We traveled to churches all over the country and we even sang at a large rally in front of thousands of people. I have a picture of myself and Greg Arndt from that day, and every time I see it, it reminds me of how the Lord put a song on my lips and used it to keep me in college.

There is a great moment in the prophecy of Isaiah that describes the joy of the people of God when they are finally liberated. In that section of Isaiah, it says this…

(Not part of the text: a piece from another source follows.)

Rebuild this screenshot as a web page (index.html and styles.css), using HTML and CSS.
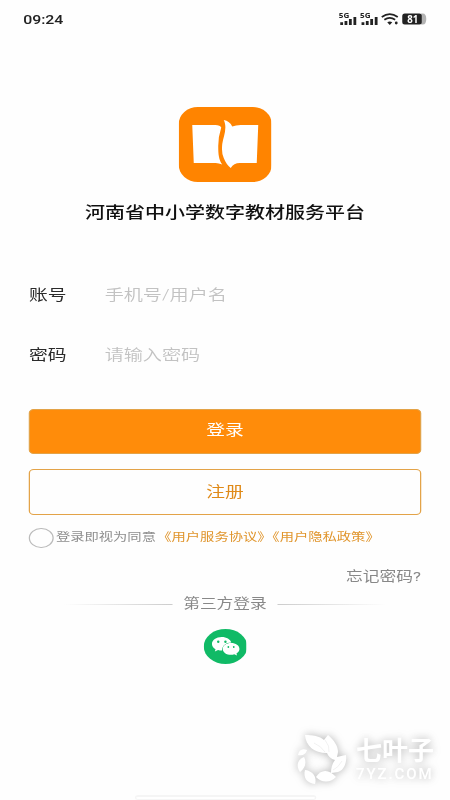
FILE: index.html
```html
<!DOCTYPE html>
<html lang="zh-CN">
<head>
<meta charset="utf-8">
<title>登录</title>
<link rel="stylesheet" href="styles.css">
</head>
<body>
<main class="screen">
  <header class="status">
    <span class="time">09:24</span>
    <svg class="indicators" width="72" height="20" viewBox="0 0 90 20" preserveAspectRatio="none">
      <g fill="#222">
        <g>
          <path d="M1.500 12.200h2.800v2.800H1.500zM5.800 11h2.800v4H5.800zM10.200 9H13v6h-2.800zM14.700 7h2.800v8h-2.800z"/>
          <text x="0" y="7.800" class="net" textLength="10.500" lengthAdjust="spacingAndGlyphs">5G</text>
        </g>
        <g transform="translate(21.300)">
          <path d="M1.500 12.200h2.800v2.800H1.500zM5.800 11h2.800v4H5.800zM10.200 9H13v6h-2.800zM14.700 7h2.800v8h-2.800z"/>
          <text x="0" y="7.800" class="net" textLength="10.500" lengthAdjust="spacingAndGlyphs">5G</text>
        </g>
        <path d="M48.500 12.200 51 15l2.500-2.800q-2.500-1.500-5 0z"/>
        <circle cx="57.500" cy="13" r="1.400"/>
      </g>
      <path d="M43 7q8-5.800 16 0M45.600 9.800q5.400-3.900 10.800 0" fill="none" stroke="#222" stroke-width="1.700"/>
      <path d="M82 3.500h2q3.500 0 3.500 5.500t-3.500 5.500h-2z" fill="#b3b3b3"/>
      <rect x="63.500" y="3.500" width="19.500" height="11" rx="2.500" fill="#222"/>
      <text x="68.500" y="12.500" class="level" textLength="11" lengthAdjust="spacingAndGlyphs">81</text>
    </svg>
  </header>

  <section class="brand">
    <svg class="logo" width="74.400" height="75" viewBox="0 0 93 75" preserveAspectRatio="none">
      <rect width="93" height="75" rx="19" ry="17" fill="#ff8400"/>
      <path d="M13.500 18h23q5 0 6 2.500-3 9-3 18.500c0 8 .5 14 4 18.500Q40 56 37 56H15z" fill="#fff"/>
      <path d="M45 13q6 1 8.500 6.500Q57 18 62 18h17.500L78 56H61q-6 0-9 5-4.500-3.500-7-10-2.500-5-1.500-14c1-7 5.500-16 1.500-24z" fill="#fff"/>
    </svg>
    <h1>河南省中小学数字教材服务平台</h1>
  </section>

  <form class="form">
    <div class="field"><span class="label">账号</span><span class="hint">手机号/用户名</span></div>
    <div class="field"><span class="label">密码</span><span class="hint">请输入密码</span></div>
    <button type="button" class="btn primary">登录</button>
    <button type="button" class="btn outline">注册</button>
    <div class="agree"><i class="radio"></i><span>登录即视为同意</span><span class="policy first">《用户服务协议》</span><span class="policy last">《用户隐私政策》</span></div>
    <div class="forgot">忘记密码?</div>
  </form>

  <div class="third"><i class="rule left"></i><span>第三方登录</span><i class="rule right"></i></div>
  <svg class="wechat" width="34.800" height="35" viewBox="0 0 43.500 35" preserveAspectRatio="none">
    <ellipse cx="21.750" cy="17.500" rx="21.750" ry="17.500" fill="#10ba66"/>
    <path d="M18 8c-5.500 0-9.800 3-9.800 6.900 0 2.200 1.400 4.100 3.600 5.400l-.7 2.300 3.200-1.500c1.200.4 2.500.5 4 .5 0-5 4-8 9.300-8C26.700 10.300 22.700 8 18 8z" fill="#fff"/>
    <path d="M27.300 14c-4.700 0-8.300 2.500-8.300 5.900s3.600 5.900 8.300 5.900q1.700 0 3.200-.5l2.800 1.200-.6-2.100c1.900-1.100 3-2.700 3-4.500 0-3.400-3.700-5.900-8.400-5.900z" fill="#fff"/>
    <g fill="#10ba66"><circle cx="14.500" cy="12.700" r="1.200"/><circle cx="21.700" cy="12.700" r="1.200"/><circle cx="24.600" cy="18" r=".9"/><circle cx="30" cy="18" r=".9"/></g>
  </svg>
  <i class="homebar"></i>
</main>

<aside class="watermark">
  <svg width="50" height="50" viewBox="0 0 50 50">
    <g fill="#fff">
      <path d="M8 1c7 0 15 1 19 5l4-5c6 5 10 11 10 17l-1 5 9-2c1 8-2 15-8 17l-7 1c0-5 1-9 4-13-4-1-7-4-8-7C17 19 9 12 8 1z"/>
      <path d="M19 43c5-8 13-8 20 0-6 6-14 6-20 0z"/>
      <path d="M8 36c8 1 12 7 10 14C10 49 6 44 8 36z"/>
      <path d="M7 23c3 6 1 11-4 15-4-6-3-12 4-15z"/>
      <path d="M1 21c1-5 4-7 9-5-1 4-4 6-9 5z"/>
    </g>
    <path d="M17 9q7 3 11 9M28 6q5 6 4 12M45 27q-4 7-9 9" fill="none" stroke="#ededed" stroke-width=".8"/>
  </svg>
  <div class="site"><b>七叶子</b><span>7YZ.COM</span></div>
</aside>
</body>
</html>
```

FILE: styles.css
```css
* { box-sizing: border-box; }
body {
  position: relative;
  margin: 0;
  width: 450px;
  height: 800px;
  overflow: hidden;
  background: #fefefe;
  font-family: Roboto, "Noto Sans CJK SC", sans-serif;
}
/* A 360px wide layout stretched to the full window width. */
.screen {
  display: flex;
  flex-direction: column;
  align-items: center;
  width: 360px;
  height: 800px;
  transform: scaleX(1.25);
  transform-origin: 0 0;
}
.status {
  display: flex;
  justify-content: space-between;
  width: 100%;
  height: 39px;
  padding: 8px 17.500px 0 18.500px;
}
.time { font-size: 12.700px; line-height: 23px; font-weight: 500; color: #222; }
.indicators { margin-top: 2px; }
.net { font: bold 7.500px "Noto Sans", sans-serif; }
.level { font: bold 10px "Noto Sans", sans-serif; fill: #fff; }
.brand { display: flex; flex-direction: column; align-items: center; height: 226px; padding-top: 68px; }
.logo { flex: none; }
h1 { margin: 19px 0 0; font-size: 16px; line-height: 24px; font-weight: 500; color: #111; white-space: nowrap; }
.form { width: 313.600px; }
.field { display: flex; height: 60px; align-items: center; font-size: 15px; line-height: 22px; }
.label { width: 60.500px; color: #2b2b2b; }
.hint { color: #c2c2c2; font-size: 15.300px; font-weight: 350; }
.btn {
  display: block;
  width: 100%;
  height: 46px;
  padding: 0 0 3px;
  border: 1px solid #e3a348;
  border-radius: 4px;
  font: 15px/22px Roboto, "Noto Sans CJK SC", sans-serif;
}
.primary { height: 45px; margin-top: 24px; color: #fff; background: #ff8c0a; }
.outline { margin-top: 15px; padding-bottom: 1px; color: #e08a18; background: #fefefe; }
.agree { display: flex; align-items: center; height: 24px; margin-top: 11px; font-size: 11.440px; line-height: 20px; color: #8e8e8e; white-space: nowrap; }
.radio { flex: none; width: 19.500px; height: 20px; margin-right: 2px; border: 1px solid #bbb; border-radius: 50%; }
.agree span { position: relative; top: -1px; }
.policy { color: #e0952c; }
.agree .first { margin-left: 1px; }
.agree .last { margin-left: -5px; }
.forgot { margin-top: 17px; text-align: right; font-size: 13.400px; line-height: 20px; color: #888; }
.third { display: flex; align-items: center; height: 22px; margin-top: 6px; font-size: 13.400px; line-height: 20px; color: #888; gap: 9px; }
.rule { width: 87px; height: 1px; }
.left { background: linear-gradient(90deg, #fefefe, #ccc); }
.right { background: linear-gradient(90deg, #ccc, #fefefe); }
.wechat { flex: none; margin-top: 14px; }
.homebar { width: 145px; height: 5px; margin-top: auto; border: 1px solid #f5f5f5; border-top-width: 2px; border-radius: 3px; background: #fff; }
.watermark {
  position: absolute;
  left: 297px;
  top: 734px;
  display: flex;
  gap: 9px;
  color: #fff;
  filter: drop-shadow(0 0 4px rgba(0, 0, 0, .17)) drop-shadow(0 0 5px rgba(0, 0, 0, .14));
}
.site { display: flex; flex-direction: column; padding-top: 3px; }
.site b { font-size: 26px; line-height: 28px; font-weight: 700; }
.site span { margin-top: 1px; font-size: 15px; line-height: 16px; letter-spacing: 1.900px; font-weight: 500; }
```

 Isaiah 12:2  Behold, God is my salvation, I will trust and not be afraid; ‘For YAH, the LORD, is my strength and song; He also has become my salvation.’ “

Because God Himself is our salvation, we can trust and live without fear. He has provided and guaranteed it through the blood of His own Son. If we had to work out our own salvation, we would soon learn how utterly helpless we are, and therefore, how hopeless our case would be. But because God is our salvation, we can have absolute trust in what has been done, it will come to pass just as He has promised, and we can live without fear. We can live with boldness in the Lord.

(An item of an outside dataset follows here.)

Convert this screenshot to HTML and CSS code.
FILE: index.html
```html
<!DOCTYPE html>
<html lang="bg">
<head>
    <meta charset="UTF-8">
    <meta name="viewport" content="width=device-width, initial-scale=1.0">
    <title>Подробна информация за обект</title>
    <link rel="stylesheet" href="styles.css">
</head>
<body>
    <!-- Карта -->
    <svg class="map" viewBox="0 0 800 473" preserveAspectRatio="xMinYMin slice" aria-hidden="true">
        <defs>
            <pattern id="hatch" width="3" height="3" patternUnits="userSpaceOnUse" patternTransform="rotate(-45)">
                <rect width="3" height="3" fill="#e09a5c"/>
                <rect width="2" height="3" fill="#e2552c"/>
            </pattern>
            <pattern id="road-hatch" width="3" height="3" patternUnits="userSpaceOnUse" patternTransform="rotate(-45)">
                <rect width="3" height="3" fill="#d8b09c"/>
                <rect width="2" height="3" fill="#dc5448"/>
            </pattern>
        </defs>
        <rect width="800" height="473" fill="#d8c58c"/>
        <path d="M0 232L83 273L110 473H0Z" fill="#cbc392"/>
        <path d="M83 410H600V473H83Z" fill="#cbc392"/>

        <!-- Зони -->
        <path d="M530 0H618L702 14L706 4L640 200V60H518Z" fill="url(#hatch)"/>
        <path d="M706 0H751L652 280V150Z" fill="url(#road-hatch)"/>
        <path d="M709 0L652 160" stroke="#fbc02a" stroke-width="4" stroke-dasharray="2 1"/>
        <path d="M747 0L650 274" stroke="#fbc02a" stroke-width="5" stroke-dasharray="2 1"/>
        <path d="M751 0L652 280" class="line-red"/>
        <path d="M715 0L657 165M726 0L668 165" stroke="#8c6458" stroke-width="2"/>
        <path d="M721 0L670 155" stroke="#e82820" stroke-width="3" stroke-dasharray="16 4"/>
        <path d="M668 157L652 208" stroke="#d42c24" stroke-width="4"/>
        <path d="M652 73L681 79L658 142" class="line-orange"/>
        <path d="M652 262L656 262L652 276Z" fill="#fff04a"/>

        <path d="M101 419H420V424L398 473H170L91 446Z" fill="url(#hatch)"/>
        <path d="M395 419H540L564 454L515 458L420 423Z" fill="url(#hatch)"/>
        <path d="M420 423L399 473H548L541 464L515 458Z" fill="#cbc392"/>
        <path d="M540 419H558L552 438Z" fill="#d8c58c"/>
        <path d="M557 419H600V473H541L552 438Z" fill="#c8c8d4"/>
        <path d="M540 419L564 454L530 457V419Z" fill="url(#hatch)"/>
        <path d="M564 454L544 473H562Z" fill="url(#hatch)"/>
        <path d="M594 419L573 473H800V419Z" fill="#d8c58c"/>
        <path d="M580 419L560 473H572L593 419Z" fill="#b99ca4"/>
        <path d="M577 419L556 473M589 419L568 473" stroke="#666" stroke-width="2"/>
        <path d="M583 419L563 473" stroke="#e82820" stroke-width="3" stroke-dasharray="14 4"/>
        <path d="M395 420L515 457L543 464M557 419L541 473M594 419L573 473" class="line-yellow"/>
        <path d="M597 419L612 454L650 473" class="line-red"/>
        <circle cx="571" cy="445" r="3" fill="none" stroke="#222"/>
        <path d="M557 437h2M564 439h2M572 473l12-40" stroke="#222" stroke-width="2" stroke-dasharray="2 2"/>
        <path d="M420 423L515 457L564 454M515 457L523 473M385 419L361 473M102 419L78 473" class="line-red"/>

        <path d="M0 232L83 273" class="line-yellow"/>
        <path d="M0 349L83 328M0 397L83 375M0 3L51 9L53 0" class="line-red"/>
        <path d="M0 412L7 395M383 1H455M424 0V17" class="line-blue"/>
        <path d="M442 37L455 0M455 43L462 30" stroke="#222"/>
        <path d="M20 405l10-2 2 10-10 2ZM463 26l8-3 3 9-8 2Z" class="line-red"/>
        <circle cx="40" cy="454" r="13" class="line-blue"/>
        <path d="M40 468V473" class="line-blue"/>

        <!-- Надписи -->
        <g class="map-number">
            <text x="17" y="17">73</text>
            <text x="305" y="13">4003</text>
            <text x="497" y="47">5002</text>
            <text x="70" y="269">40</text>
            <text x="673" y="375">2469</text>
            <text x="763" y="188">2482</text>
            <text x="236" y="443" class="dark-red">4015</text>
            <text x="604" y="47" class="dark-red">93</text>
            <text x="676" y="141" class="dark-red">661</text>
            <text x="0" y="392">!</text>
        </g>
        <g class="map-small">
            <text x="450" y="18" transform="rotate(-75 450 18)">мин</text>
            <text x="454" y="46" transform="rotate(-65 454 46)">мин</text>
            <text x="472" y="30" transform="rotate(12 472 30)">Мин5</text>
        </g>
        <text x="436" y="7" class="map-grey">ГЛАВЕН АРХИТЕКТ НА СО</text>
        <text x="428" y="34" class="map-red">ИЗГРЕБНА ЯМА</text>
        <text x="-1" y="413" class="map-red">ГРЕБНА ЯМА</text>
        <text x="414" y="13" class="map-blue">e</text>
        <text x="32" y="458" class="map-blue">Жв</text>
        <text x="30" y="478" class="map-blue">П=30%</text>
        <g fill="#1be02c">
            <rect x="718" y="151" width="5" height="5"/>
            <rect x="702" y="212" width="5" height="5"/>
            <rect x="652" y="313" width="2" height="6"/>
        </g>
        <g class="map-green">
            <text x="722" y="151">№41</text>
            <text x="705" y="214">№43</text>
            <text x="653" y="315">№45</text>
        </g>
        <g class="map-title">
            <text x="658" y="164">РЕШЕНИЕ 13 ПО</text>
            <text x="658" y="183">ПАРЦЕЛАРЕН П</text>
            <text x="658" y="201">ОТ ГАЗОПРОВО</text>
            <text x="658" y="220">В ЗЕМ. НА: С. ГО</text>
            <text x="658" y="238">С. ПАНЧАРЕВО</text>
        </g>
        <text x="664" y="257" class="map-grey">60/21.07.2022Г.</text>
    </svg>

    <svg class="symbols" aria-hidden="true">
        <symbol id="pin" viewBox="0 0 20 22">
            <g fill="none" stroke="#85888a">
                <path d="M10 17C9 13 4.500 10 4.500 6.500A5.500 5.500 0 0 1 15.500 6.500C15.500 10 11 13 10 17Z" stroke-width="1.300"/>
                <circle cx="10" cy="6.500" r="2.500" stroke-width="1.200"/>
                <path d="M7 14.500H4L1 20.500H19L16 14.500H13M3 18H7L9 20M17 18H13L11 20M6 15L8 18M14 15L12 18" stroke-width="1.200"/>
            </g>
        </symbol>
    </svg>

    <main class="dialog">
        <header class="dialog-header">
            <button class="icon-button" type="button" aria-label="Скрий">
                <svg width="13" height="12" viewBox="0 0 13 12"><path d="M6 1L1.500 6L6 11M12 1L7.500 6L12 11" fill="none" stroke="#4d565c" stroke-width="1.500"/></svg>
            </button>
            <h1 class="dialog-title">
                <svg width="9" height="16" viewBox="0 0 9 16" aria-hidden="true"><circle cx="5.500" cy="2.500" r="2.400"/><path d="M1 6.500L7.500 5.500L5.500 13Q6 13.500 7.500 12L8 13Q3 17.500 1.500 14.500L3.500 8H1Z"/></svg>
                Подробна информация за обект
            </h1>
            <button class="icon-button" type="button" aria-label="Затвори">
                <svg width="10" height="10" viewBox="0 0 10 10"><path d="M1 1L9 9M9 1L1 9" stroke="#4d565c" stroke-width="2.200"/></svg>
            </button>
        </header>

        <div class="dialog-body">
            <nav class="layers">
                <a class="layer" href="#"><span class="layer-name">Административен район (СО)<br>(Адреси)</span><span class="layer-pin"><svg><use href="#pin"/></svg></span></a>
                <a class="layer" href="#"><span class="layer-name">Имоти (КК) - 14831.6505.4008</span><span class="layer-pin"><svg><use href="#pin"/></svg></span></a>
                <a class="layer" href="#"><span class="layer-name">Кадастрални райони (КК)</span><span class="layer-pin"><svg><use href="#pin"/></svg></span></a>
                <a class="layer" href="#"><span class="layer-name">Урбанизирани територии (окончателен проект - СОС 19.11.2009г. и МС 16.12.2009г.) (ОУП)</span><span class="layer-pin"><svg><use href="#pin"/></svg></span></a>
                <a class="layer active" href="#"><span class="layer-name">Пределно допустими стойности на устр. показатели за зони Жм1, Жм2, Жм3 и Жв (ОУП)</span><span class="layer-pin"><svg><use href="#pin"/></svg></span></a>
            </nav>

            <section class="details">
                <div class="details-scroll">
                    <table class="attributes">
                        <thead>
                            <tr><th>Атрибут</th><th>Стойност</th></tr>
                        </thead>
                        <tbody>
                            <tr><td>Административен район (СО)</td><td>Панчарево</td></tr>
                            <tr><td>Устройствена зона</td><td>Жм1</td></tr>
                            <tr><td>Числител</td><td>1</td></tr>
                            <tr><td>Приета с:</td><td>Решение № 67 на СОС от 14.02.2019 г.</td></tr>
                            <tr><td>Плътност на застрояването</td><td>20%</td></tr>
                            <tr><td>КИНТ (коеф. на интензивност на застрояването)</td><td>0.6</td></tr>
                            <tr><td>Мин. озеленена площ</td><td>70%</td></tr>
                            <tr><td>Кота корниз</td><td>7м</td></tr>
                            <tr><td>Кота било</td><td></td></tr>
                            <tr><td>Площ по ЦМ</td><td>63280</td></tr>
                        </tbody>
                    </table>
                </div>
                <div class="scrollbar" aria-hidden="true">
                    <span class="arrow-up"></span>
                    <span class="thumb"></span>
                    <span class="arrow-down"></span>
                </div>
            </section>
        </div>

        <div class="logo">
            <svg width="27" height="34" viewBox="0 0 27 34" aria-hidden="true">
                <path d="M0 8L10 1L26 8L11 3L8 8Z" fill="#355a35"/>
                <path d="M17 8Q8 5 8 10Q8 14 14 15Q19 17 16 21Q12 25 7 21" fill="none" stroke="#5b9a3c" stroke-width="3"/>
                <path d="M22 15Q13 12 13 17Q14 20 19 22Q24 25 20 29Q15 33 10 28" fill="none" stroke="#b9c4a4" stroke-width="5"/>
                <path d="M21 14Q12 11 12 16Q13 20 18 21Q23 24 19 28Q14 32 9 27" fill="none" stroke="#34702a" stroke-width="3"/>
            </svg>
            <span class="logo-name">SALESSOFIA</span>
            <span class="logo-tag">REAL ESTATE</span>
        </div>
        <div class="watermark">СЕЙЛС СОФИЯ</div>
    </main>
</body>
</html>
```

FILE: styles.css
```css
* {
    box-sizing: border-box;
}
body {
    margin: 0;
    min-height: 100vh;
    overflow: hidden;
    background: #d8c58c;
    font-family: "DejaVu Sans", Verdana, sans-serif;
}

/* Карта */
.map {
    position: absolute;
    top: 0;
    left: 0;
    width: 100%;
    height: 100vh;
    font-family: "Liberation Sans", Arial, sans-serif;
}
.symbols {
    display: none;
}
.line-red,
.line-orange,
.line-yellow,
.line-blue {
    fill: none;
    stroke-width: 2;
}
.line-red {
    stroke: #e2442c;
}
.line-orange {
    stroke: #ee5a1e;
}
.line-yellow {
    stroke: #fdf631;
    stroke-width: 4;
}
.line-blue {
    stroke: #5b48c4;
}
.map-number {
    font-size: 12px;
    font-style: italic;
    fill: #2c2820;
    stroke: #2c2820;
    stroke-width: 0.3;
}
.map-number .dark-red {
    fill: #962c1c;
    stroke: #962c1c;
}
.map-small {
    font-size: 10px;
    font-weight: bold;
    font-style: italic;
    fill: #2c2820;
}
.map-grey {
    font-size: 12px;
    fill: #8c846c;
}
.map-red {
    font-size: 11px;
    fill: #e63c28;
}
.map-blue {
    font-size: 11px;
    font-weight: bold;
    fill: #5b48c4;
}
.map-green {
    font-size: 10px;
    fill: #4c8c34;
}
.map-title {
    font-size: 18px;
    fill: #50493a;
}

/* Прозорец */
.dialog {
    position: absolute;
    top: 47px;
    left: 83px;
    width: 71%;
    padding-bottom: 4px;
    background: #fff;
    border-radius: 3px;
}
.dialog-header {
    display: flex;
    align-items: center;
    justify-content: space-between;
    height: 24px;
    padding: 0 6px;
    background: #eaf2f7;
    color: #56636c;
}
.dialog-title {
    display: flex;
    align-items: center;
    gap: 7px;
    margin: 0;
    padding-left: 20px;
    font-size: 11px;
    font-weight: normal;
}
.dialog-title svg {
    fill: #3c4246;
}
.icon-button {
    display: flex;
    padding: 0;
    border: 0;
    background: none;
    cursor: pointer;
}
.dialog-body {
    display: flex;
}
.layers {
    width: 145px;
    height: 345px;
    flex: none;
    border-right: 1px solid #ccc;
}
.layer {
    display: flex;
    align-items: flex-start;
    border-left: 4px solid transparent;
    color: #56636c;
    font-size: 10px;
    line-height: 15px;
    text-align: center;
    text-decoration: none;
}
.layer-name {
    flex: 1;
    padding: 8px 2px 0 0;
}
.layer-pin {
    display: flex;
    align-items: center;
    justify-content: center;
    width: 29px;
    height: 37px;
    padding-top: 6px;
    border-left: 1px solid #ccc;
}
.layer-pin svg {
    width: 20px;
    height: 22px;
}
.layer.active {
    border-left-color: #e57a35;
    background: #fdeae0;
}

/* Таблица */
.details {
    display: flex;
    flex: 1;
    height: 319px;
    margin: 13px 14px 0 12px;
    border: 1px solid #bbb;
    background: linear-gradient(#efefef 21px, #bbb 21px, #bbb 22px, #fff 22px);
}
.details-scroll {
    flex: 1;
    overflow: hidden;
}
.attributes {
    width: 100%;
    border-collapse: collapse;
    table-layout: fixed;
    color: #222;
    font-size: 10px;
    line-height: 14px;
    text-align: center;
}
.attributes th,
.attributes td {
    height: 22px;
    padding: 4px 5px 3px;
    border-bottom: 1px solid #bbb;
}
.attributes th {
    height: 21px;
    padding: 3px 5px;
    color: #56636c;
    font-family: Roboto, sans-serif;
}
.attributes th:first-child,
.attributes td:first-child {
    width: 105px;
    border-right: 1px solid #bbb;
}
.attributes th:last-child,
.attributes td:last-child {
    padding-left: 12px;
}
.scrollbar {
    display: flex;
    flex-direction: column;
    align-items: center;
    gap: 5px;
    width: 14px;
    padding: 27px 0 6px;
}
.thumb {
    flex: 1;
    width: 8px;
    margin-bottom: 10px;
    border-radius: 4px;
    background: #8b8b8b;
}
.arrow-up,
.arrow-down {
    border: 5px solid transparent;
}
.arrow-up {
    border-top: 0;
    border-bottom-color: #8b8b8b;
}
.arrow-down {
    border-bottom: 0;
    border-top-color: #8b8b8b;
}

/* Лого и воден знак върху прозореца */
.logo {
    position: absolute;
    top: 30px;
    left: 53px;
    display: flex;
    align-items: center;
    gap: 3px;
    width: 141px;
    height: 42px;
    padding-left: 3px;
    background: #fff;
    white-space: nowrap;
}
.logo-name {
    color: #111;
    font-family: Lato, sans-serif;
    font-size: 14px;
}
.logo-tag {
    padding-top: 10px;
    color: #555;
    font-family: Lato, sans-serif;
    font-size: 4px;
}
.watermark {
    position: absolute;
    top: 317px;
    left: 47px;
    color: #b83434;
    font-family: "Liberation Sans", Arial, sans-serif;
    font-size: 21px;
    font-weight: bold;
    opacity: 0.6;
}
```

If God be my salvation, if he undertakes my eternal salvation, I will trust in him to prepare me for it and preserve me to it. Matthew Henry

Because YAH, the Lord, is our strength and song we are secure and filled with joy in our hearts—a joy, that even if we are no singer, bursts out in song in the heart; and because the beauty of the song and its harmony among the saints cannot be denied to the believer’s ear, we find ourselves singing along, in the joy of the Lord.

We sometimes sing some of those songs from that summer, and when we do, in my mind I hear the first tenor harmony and it makes me smile and laugh inside. That is the way it is with music, it plays on the emotions, sometimes very deeply, and that is what is being said here, Because the LORD is our strength, He is like a song in our hearts—a song that fills us with comfort, warmth, excitement and joy. And why, because it is the glory of His divine nature that fills us with hope and joy. It is because he is just, holy, faithful, good, merciful and loving that we sing with joy, and though there are many, many voices in the choir of our God, they are all harmonized by His graced and love.

Exodus 15:2  The LORD is my strength and song, And He has become my salvation; He is my God, and I will praise Him; My father’s God, and I will exalt.